> Information provided:
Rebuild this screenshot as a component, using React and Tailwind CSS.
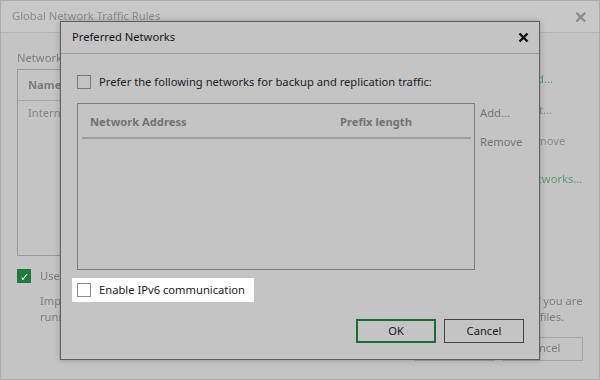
import React from 'react';

const font = "font-['Noto_Sans','Liberation_Sans',sans-serif]";

const Box = ({ className = '' }) => (
  <span className={`block w-[14px] h-[14px] border shrink-0 ${className}`} />
);

const BackgroundWindow = () => (
  <div className="w-full h-full border border-[#ababab] bg-[#c4c4c4] blur-[0.7px] flex flex-col overflow-hidden">
    <div className="h-[32px] border-b border-[#b4b4b4] bg-[#c8c8c8] flex items-center justify-between pl-[11px] pr-[12px]">
      <span className="text-[11.2px] text-[#8c8c8c]">Global Network Traffic Rules</span>
      <span className="text-[16px] font-bold text-[#8c8c8c]">✕</span>
    </div>
    <div className="flex flex-col px-[16px] text-[11.2px]">
      <div className="mt-[16px] leading-[18px] text-[#7e7e7e]">Network traffic rules:</div>
      <div className="flex mt-[2px] gap-[10px]">
        <div className="w-[440px] h-[187px] border border-[#9a9a9a] flex flex-col shrink-0">
          <div className="h-[31px] border-b border-[#a8a8a8] flex items-center pl-[10px] font-bold text-[#7a7a7a]">
            Name
          </div>
          <div className="pl-[10px] pt-[4px] text-[#858585]">Internet</div>
        </div>
        <div className="flex flex-col gap-[14px] pt-[2px] pl-[56px] text-[#8a8a8a] whitespace-nowrap">
          <span className="text-[#5e9a6e]">Add...</span>
          <span>Edit...</span>
          <span>Remove</span>
          <span className="mt-[8px] text-[#5e9a6e]">Networks...</span>
        </div>
      </div>
      <div className="mt-[12px] flex items-center gap-[9px]">
        <span className="w-[14px] h-[14px] bg-[#1f7a3e] flex items-center justify-center text-white text-[11px] leading-none">✓</span>
        <span className="text-[#7e7e7e]">Use multiple upload streams per job</span>
      </div>
      <div className="mt-[8px] ml-[23px] leading-[16px] text-[#7e7e7e] whitespace-nowrap flex flex-col">
        <span>Important: enabling this option may significantly increase the load on the backup source host if you are</span>
        <span>running many concurrent jobs over slow links, or working with very large numbers of small log files.</span>
      </div>
      <div className="mt-[12px] flex justify-end gap-[8px]">
        <span className="w-[80px] h-[24px] border border-[#a4a4a4] flex items-center justify-center text-[#7e7e7e]">OK</span>
        <span className="w-[80px] h-[24px] border border-[#a4a4a4] flex items-center justify-center text-[#7e7e7e]">Cancel</span>
      </div>
    </div>
  </div>
);

const PreferredNetworks = () => (
  <div className="absolute left-[60px] top-[21px] w-[480px] h-[339px] border border-[#5e5e5e] bg-[#c4c4c4] shadow-[0_0_6px_rgba(0,0,0,0.25)] flex flex-col text-[11.2px]">
    <div className="h-[32px] border-b border-[#9c9c9c] flex items-center justify-between pl-[11px] pr-[10px]">
      <span className="text-[#141414]">Preferred Networks</span>
      <svg width="11" height="11" viewBox="0 0 11 11">
        <path d="M1.5 1.5 L9.5 9.5 M9.5 1.5 L1.5 9.5" stroke="#111" strokeWidth="2.4" />
      </svg>
    </div>

    <div className="mt-[21px] ml-[16px] flex items-center gap-[8px] h-[14px]">
      <Box className="border-[#7a7a7a]" />
      <span className="leading-[14px] text-[#1c1c1c] whitespace-nowrap">
        Prefer the following networks for backup and replication traffic:
      </span>
    </div>

    <div className="mt-[14px] ml-[16px] flex gap-[5px]">
      <div className="w-[398px] h-[167px] border border-[#7c7c7c] flex flex-col">
        <div className="flex pt-[9px] leading-[18px] font-bold text-[#727272]">
          <span className="pl-[12px] w-[262px]">Network Address</span>
          <span>Prefix length</span>
        </div>
        <div className="mt-[6px] ml-[4px] mr-[3px] h-[2px] bg-[#9da2a0]" />
      </div>
      <div className="flex flex-col pt-[1px] gap-[11px] leading-[18px] text-[#767676]">
        <span>Add...</span>
        <span>Remove</span>
      </div>
    </div>

    <div className="mt-[8px] ml-[11px] w-[182px] h-[24px] bg-white flex items-center gap-[8px] pl-[5px]">
      <Box className="border-[#8c8c8c]" />
      <span className="text-[#1a1a1a] whitespace-nowrap">Enable IPv6 communication</span>
    </div>

    <div className="mt-[17px] mr-[15px] flex justify-end gap-[8px]">
      <button className="w-[80px] h-[24px] border-2 border-[#1d6a36] flex items-center justify-center text-[#1a1a1a]">
        OK
      </button>
      <button className="w-[80px] h-[24px] border border-[#444444] flex items-center justify-center text-[#1a1a1a]">
        Cancel
      </button>
    </div>
  </div>
);

export default function App() {
  return (
    <div className={`relative w-[600px] h-[380px] overflow-hidden bg-[#c4c4c4] ${font}`}>
      <BackgroundWindow />
      <PreferredNetworks />
    </div>
  );
}
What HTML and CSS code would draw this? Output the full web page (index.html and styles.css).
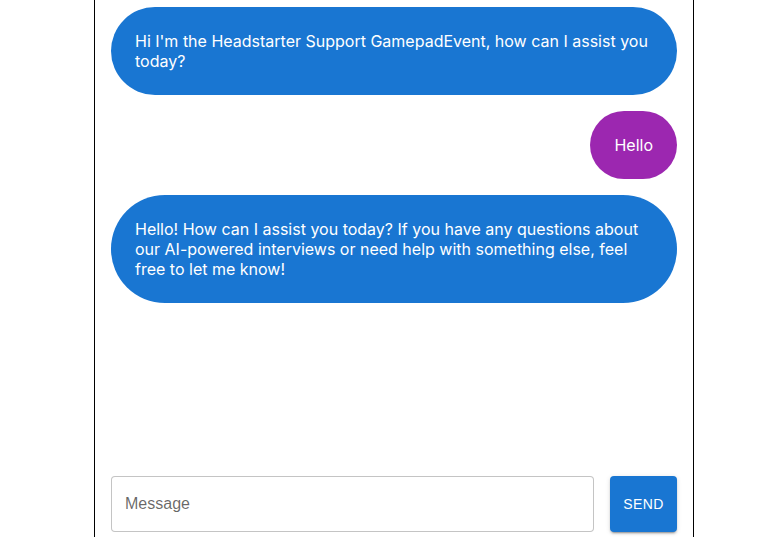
FILE: index.html
```html
<!DOCTYPE html>
<html lang="en">
<head>
<meta charset="utf-8">
<title>Headstarter Support</title>
<link rel="stylesheet" href="styles.css">
</head>
<body>
<div class="page">
  <div class="chat">
    <div class="messages">
      <div class="row row-assistant">
        <div class="bubble bubble-assistant">Hi I'm the Headstarter Support GamepadEvent, how can I assist you today?</div>
      </div>
      <div class="row row-user">
        <div class="bubble bubble-user">Hello</div>
      </div>
      <div class="row row-assistant">
        <div class="bubble bubble-assistant">Hello! How can I assist you today? If you have any questions about our AI-powered interviews or need help with something else, feel free to let me know!</div>
      </div>
    </div>
    <div class="composer">
      <div class="field">
        <input class="field-input" type="text" placeholder="Message">
      </div>
      <button class="send">Send</button>
    </div>
  </div>
</div>
</body>
</html>
```

FILE: styles.css
```css
html, body {
  margin: 0;
  padding: 0;
  background: #ffffff;
}

.page {
  height: 100vh;
  overflow: hidden;
  display: flex;
  flex-direction: column;
  justify-content: center;
  padding-left: 94px;
  box-sizing: border-box;
}

.chat {
  width: 600px;
  height: 561px;
  flex-shrink: 0;
  box-sizing: border-box;
  border: 1px solid #000000;
  padding: 18px 16px 16px;
  display: flex;
  flex-direction: column;
  gap: 24px;
}

.messages {
  flex: 1;
  display: flex;
  flex-direction: column;
  gap: 16px;
  overflow: hidden;
}

.row {
  display: flex;
}

.row-assistant {
  justify-content: flex-start;
}

.row-user {
  justify-content: flex-end;
}

.bubble {
  color: #ffffff;
  font-family: Inter, "Liberation Sans", sans-serif;
  font-size: 16px;
  line-height: 20px;
  padding: 24px;
  border-radius: 64px;
}

.bubble-assistant {
  background: #1976d2;
}

.bubble-user {
  background: #9c27b0;
}

.composer {
  display: flex;
  gap: 16px;
  height: 56px;
}

.field {
  flex: 1;
  display: flex;
}

.field-input {
  flex: 1;
  min-width: 0;
  box-sizing: border-box;
  height: 56px;
  margin: 0;
  border: 1px solid rgba(0, 0, 0, 0.23);
  border-radius: 4px;
  padding: 16.5px 13px;
  font-family: "Liberation Sans", Arial, sans-serif;
  font-size: 16px;
  color: rgba(0, 0, 0, 0.87);
  background: #ffffff;
  outline: none;
}

.field-input::placeholder {
  color: rgba(0, 0, 0, 0.6);
  opacity: 1;
}

.send {
  width: 67px;
  height: 56px;
  flex-shrink: 0;
  margin: 0;
  border: none;
  border-radius: 4px;
  background: #1976d2;
  color: #ffffff;
  font-family: "Liberation Sans", Arial, sans-serif;
  font-size: 14px;
  font-weight: 500;
  letter-spacing: 0.02857em;
  text-transform: uppercase;
  padding: 6px 0;
  white-space: nowrap;
  box-shadow: 0px 3px 1px -2px rgba(0, 0, 0, 0.2), 0px 2px 2px 0px rgba(0, 0, 0, 0.14), 0px 1px 5px 0px rgba(0, 0, 0, 0.12);
}
```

> Stated task:
Identify which lines contain the word "React" and copy each one.

> Solution for this exercise:
Rebuild this screenshot as a component, using React and Tailwind CSS.
import React from 'react';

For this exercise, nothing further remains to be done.